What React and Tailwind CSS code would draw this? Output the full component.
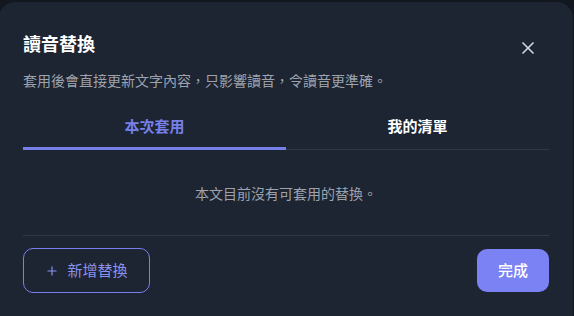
import { X, Plus } from 'lucide-react'

const font = { fontFamily: '"Noto Sans CJK TC", "Noto Sans", sans-serif' }

export default function App() {
  return (
    <div className="w-[574px] h-[316px] overflow-hidden bg-[#131820] pt-[2px]" style={font}>
      <div className="ml-[-1px] w-[574px] h-[330px] rounded-2xl bg-[#1d2432] px-6 pt-[27px]">
        <div className="flex h-7 items-start justify-between">
          <h1 className="text-lg leading-7 font-bold text-white">讀音替換</h1>
          <button className="mt-[9px] mr-[11px] flex text-[#d1d5db]">
            <X size={20} strokeWidth={2} />
          </button>
        </div>
        <p className="mt-[13px] text-sm leading-5 text-[#9ca3af]">
          套用後會直接更新文字內容，只影響讀音，令讀音更準確。
        </p>

        <div className="mt-[24px] grid grid-cols-2 border-b border-[#303848]">
          <button className="-mb-px pb-[9px] border-b-[3px] border-[#7680e8] text-[15px] leading-6 font-bold text-[#7680e8]">
            本次套用
          </button>
          <button className="-mb-px pb-[9px] border-b-[3px] border-transparent text-[15px] leading-6 font-bold text-white">
            我的清單
          </button>
        </div>

        <div className="pt-[33px] pb-[32px] border-b border-[#303848] text-center text-sm leading-5 text-[#9ca3af]">
          本文目前沒有可套用的替換。
        </div>

        <div className="flex items-center justify-between pt-3">
          <button className="flex h-[45px] w-[127px] items-center justify-center gap-2 rounded-[10px] border border-[#7780ee] text-[15px] text-[#8a92f0]">
            <Plus size={14} strokeWidth={2} />
            新增替換
          </button>
          <button className="h-[43px] w-[72px] rounded-[10px] bg-[#7a82f4] text-[15px] font-medium text-white">
            完成
          </button>
        </div>
      </div>
    </div>
  )
}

Set exercise: With the pictures left out, transcribe the material exactly.

Result of the task:
What React and Tailwind CSS code would draw this? Output the full component.
import { X, Plus } from 'lucide-react'

const font = { fontFamily: '"Noto Sans CJK TC", "Noto Sans", sans-serif' }

export default function App() {
  return (
    <div className="w-[574px] h-[316px] overflow-hidden bg-[#131820] pt-[2px]" style={font}>
      <div className="ml-[-1px] w-[574px] h-[330px] rounded-2xl bg-[#1d2432] px-6 pt-[27px]">
        <div className="flex h-7 items-start justify-between">
          <h1 className="text-lg leading-7 font-bold text-white">讀音替換</h1>
          <button className="mt-[9px] mr-[11px] flex text-[#d1d5db]">
            <X size={20} strokeWidth={2} />
          </button>
        </div>
        <p className="mt-[13px] text-sm leading-5 text-[#9ca3af]">
          套用後會直接更新文字內容，只影響讀音，令讀音更準確。
        </p>

        <div className="mt-[24px] grid grid-cols-2 border-b border-[#303848]">
          <button className="-mb-px pb-[9px] border-b-[3px] border-[#7680e8] text-[15px] leading-6 font-bold text-[#7680e8]">
            本次套用
          </button>
          <button className="-mb-px pb-[9px] border-b-[3px] border-transparent text-[15px] leading-6 font-bold text-white">
            我的清單
          </button>
        </div>

        <div className="pt-[33px] pb-[32px] border-b border-[#303848] text-center text-sm leading-5 text-[#9ca3af]">
          本文目前沒有可套用的替換。
        </div>

        <div className="flex items-center justify-between pt-3">
          <button className="flex h-[45px] w-[127px] items-center justify-center gap-2 rounded-[10px] border border-[#7780ee] text-[15px] text-[#8a92f0]">
            <Plus size={14} strokeWidth={2} />
            新增替換
          </button>
          <button className="h-[43px] w-[72px] rounded-[10px] bg-[#7a82f4] text-[15px] font-medium text-white">
            完成
          </button>
        </div>
      </div>
    </div>
  )
}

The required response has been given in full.